**Directions**
Your task is to retype each line of the data below exactly.

[Web page code records]
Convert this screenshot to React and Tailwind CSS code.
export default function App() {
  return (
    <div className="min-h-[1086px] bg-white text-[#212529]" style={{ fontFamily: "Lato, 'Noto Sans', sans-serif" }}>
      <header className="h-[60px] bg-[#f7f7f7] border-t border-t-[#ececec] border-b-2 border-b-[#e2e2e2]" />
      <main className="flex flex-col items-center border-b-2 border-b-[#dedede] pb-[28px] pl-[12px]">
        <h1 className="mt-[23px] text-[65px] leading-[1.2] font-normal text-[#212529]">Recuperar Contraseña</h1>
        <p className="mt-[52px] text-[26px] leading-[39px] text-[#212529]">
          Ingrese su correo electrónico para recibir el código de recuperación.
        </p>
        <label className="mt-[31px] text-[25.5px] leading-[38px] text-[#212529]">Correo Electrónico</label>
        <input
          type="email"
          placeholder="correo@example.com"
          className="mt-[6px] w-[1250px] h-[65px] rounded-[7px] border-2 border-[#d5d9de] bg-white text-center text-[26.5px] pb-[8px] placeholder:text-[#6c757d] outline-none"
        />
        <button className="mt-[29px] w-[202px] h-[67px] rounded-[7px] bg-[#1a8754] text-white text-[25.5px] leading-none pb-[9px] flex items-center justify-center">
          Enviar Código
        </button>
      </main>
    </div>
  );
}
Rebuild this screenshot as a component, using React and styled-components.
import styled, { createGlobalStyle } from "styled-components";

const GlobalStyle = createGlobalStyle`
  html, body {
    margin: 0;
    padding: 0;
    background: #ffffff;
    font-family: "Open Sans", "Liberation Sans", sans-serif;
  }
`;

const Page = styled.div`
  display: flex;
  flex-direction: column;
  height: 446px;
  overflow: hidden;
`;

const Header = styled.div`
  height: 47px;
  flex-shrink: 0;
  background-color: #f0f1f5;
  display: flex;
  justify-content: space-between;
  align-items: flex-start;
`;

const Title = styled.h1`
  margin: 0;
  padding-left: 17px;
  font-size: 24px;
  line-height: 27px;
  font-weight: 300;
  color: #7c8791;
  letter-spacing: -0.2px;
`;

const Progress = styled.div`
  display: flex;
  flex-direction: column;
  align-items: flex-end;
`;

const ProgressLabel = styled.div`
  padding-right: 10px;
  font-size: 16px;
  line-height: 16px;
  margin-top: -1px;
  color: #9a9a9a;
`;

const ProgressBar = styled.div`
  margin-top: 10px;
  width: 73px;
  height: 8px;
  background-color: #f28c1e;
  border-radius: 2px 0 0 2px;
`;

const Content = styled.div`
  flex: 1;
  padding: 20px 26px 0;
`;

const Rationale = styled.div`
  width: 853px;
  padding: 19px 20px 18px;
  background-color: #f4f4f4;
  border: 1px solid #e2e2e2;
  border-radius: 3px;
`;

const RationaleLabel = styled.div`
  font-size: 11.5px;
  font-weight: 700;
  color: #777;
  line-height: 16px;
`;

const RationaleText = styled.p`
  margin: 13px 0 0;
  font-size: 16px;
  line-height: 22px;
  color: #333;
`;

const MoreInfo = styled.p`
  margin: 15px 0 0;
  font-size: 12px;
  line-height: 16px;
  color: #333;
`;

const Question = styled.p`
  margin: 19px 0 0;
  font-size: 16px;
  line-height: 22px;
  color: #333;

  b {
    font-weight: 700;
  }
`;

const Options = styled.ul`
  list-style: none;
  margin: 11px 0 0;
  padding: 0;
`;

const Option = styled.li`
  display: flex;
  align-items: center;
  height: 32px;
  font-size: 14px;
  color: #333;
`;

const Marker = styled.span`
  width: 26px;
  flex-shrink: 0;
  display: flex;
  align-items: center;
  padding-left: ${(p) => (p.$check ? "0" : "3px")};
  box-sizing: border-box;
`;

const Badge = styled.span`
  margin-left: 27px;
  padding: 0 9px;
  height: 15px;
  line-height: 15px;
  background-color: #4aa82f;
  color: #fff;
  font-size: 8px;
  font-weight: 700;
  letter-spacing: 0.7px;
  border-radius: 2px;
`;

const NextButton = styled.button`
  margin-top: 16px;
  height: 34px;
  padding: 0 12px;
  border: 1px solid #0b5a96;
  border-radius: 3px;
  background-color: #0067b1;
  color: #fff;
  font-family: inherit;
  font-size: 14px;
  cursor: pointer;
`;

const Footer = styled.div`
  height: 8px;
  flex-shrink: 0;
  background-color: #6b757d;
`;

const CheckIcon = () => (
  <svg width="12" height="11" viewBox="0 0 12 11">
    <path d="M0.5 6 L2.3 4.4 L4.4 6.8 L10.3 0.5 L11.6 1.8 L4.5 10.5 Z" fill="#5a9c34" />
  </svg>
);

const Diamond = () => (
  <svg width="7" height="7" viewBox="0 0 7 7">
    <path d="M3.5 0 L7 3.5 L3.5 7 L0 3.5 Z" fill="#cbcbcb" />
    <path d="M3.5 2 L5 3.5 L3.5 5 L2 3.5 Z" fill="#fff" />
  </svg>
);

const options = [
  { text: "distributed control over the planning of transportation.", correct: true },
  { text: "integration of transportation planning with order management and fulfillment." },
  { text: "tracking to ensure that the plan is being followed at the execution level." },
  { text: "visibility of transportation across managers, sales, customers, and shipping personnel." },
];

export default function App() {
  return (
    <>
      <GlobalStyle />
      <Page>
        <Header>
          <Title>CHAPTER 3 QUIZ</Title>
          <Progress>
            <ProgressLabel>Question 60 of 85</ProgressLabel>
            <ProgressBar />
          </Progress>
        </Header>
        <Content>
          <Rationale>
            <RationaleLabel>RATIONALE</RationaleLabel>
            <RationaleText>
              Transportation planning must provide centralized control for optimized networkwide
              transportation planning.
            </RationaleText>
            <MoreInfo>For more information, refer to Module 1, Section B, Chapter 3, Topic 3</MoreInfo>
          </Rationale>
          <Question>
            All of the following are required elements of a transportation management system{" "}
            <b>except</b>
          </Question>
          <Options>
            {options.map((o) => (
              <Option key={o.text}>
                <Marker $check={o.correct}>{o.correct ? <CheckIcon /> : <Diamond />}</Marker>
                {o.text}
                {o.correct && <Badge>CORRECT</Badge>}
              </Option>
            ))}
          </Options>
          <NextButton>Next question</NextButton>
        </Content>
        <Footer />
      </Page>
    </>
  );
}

**Task result**
Convert this screenshot to React and Tailwind CSS code.
export default function App() {
  return (
    <div className="min-h-[1086px] bg-white text-[#212529]" style={{ fontFamily: "Lato, 'Noto Sans', sans-serif" }}>
      <header className="h-[60px] bg-[#f7f7f7] border-t border-t-[#ececec] border-b-2 border-b-[#e2e2e2]" />
      <main className="flex flex-col items-center border-b-2 border-b-[#dedede] pb-[28px] pl-[12px]">
        <h1 className="mt-[23px] text-[65px] leading-[1.2] font-normal text-[#212529]">Recuperar Contraseña</h1>
        <p className="mt-[52px] text-[26px] leading-[39px] text-[#212529]">
          Ingrese su correo electrónico para recibir el código de recuperación.
        </p>
        <label className="mt-[31px] text-[25.5px] leading-[38px] text-[#212529]">Correo Electrónico</label>
        <input
          type="email"
          placeholder="correo@example.com"
          className="mt-[6px] w-[1250px] h-[65px] rounded-[7px] border-2 border-[#d5d9de] bg-white text-center text-[26.5px] pb-[8px] placeholder:text-[#6c757d] outline-none"
        />
        <button className="mt-[29px] w-[202px] h-[67px] rounded-[7px] bg-[#1a8754] text-white text-[25.5px] leading-none pb-[9px] flex items-center justify-center">
          Enviar Código
        </button>
      </main>
    </div>
  );
}
Rebuild this screenshot as a component, using React and styled-components.
import styled, { createGlobalStyle } from "styled-components";

const GlobalStyle = createGlobalStyle`
  html, body {
    margin: 0;
    padding: 0;
    background: #ffffff;
    font-family: "Open Sans", "Liberation Sans", sans-serif;
  }
`;

const Page = styled.div`
  display: flex;
  flex-direction: column;
  height: 446px;
  overflow: hidden;
`;

const Header = styled.div`
  height: 47px;
  flex-shrink: 0;
  background-color: #f0f1f5;
  display: flex;
  justify-content: space-between;
  align-items: flex-start;
`;

const Title = styled.h1`
  margin: 0;
  padding-left: 17px;
  font-size: 24px;
  line-height: 27px;
  font-weight: 300;
  color: #7c8791;
  letter-spacing: -0.2px;
`;

const Progress = styled.div`
  display: flex;
  flex-direction: column;
  align-items: flex-end;
`;

const ProgressLabel = styled.div`
  padding-right: 10px;
  font-size: 16px;
  line-height: 16px;
  margin-top: -1px;
  color: #9a9a9a;
`;

const ProgressBar = styled.div`
  margin-top: 10px;
  width: 73px;
  height: 8px;
  background-color: #f28c1e;
  border-radius: 2px 0 0 2px;
`;

const Content = styled.div`
  flex: 1;
  padding: 20px 26px 0;
`;

const Rationale = styled.div`
  width: 853px;
  padding: 19px 20px 18px;
  background-color: #f4f4f4;
  border: 1px solid #e2e2e2;
  border-radius: 3px;
`;

const RationaleLabel = styled.div`
  font-size: 11.5px;
  font-weight: 700;
  color: #777;
  line-height: 16px;
`;

const RationaleText = styled.p`
  margin: 13px 0 0;
  font-size: 16px;
  line-height: 22px;
  color: #333;
`;

const MoreInfo = styled.p`
  margin: 15px 0 0;
  font-size: 12px;
  line-height: 16px;
  color: #333;
`;

const Question = styled.p`
  margin: 19px 0 0;
  font-size: 16px;
  line-height: 22px;
  color: #333;

  b {
    font-weight: 700;
  }
`;

const Options = styled.ul`
  list-style: none;
  margin: 11px 0 0;
  padding: 0;
`;

const Option = styled.li`
  display: flex;
  align-items: center;
  height: 32px;
  font-size: 14px;
  color: #333;
`;

const Marker = styled.span`
  width: 26px;
  flex-shrink: 0;
  display: flex;
  align-items: center;
  padding-left: ${(p) => (p.$check ? "0" : "3px")};
  box-sizing: border-box;
`;

const Badge = styled.span`
  margin-left: 27px;
  padding: 0 9px;
  height: 15px;
  line-height: 15px;
  background-color: #4aa82f;
  color: #fff;
  font-size: 8px;
  font-weight: 700;
  letter-spacing: 0.7px;
  border-radius: 2px;
`;

const NextButton = styled.button`
  margin-top: 16px;
  height: 34px;
  padding: 0 12px;
  border: 1px solid #0b5a96;
  border-radius: 3px;
  background-color: #0067b1;
  color: #fff;
  font-family: inherit;
  font-size: 14px;
  cursor: pointer;
`;

const Footer = styled.div`
  height: 8px;
  flex-shrink: 0;
  background-color: #6b757d;
`;

const CheckIcon = () => (
  <svg width="12" height="11" viewBox="0 0 12 11">
    <path d="M0.5 6 L2.3 4.4 L4.4 6.8 L10.3 0.5 L11.6 1.8 L4.5 10.5 Z" fill="#5a9c34" />
  </svg>
);

const Diamond = () => (
  <svg width="7" height="7" viewBox="0 0 7 7">
    <path d="M3.5 0 L7 3.5 L3.5 7 L0 3.5 Z" fill="#cbcbcb" />
    <path d="M3.5 2 L5 3.5 L3.5 5 L2 3.5 Z" fill="#fff" />
  </svg>
);

const options = [
  { text: "distributed control over the planning of transportation.", correct: true },
  { text: "integration of transportation planning with order management and fulfillment." },
  { text: "tracking to ensure that the plan is being followed at the execution level." },
  { text: "visibility of transportation across managers, sales, customers, and shipping personnel." },
];

export default function App() {
  return (
    <>
      <GlobalStyle />
      <Page>
        <Header>
          <Title>CHAPTER 3 QUIZ</Title>
          <Progress>
            <ProgressLabel>Question 60 of 85</ProgressLabel>
            <ProgressBar />
          </Progress>
        </Header>
        <Content>
          <Rationale>
            <RationaleLabel>RATIONALE</RationaleLabel>
            <RationaleText>
              Transportation planning must provide centralized control for optimized networkwide
              transportation planning.
            </RationaleText>
            <MoreInfo>For more information, refer to Module 1, Section B, Chapter 3, Topic 3</MoreInfo>
          </Rationale>
          <Question>
            All of the following are required elements of a transportation management system{" "}
            <b>except</b>
          </Question>
          <Options>
            {options.map((o) => (
              <Option key={o.text}>
                <Marker $check={o.correct}>{o.correct ? <CheckIcon /> : <Diamond />}</Marker>
                {o.text}
                {o.correct && <Badge>CORRECT</Badge>}
              </Option>
            ))}
          </Options>
          <NextButton>Next question</NextButton>
        </Content>
        <Footer />
      </Page>
    </>
  );
}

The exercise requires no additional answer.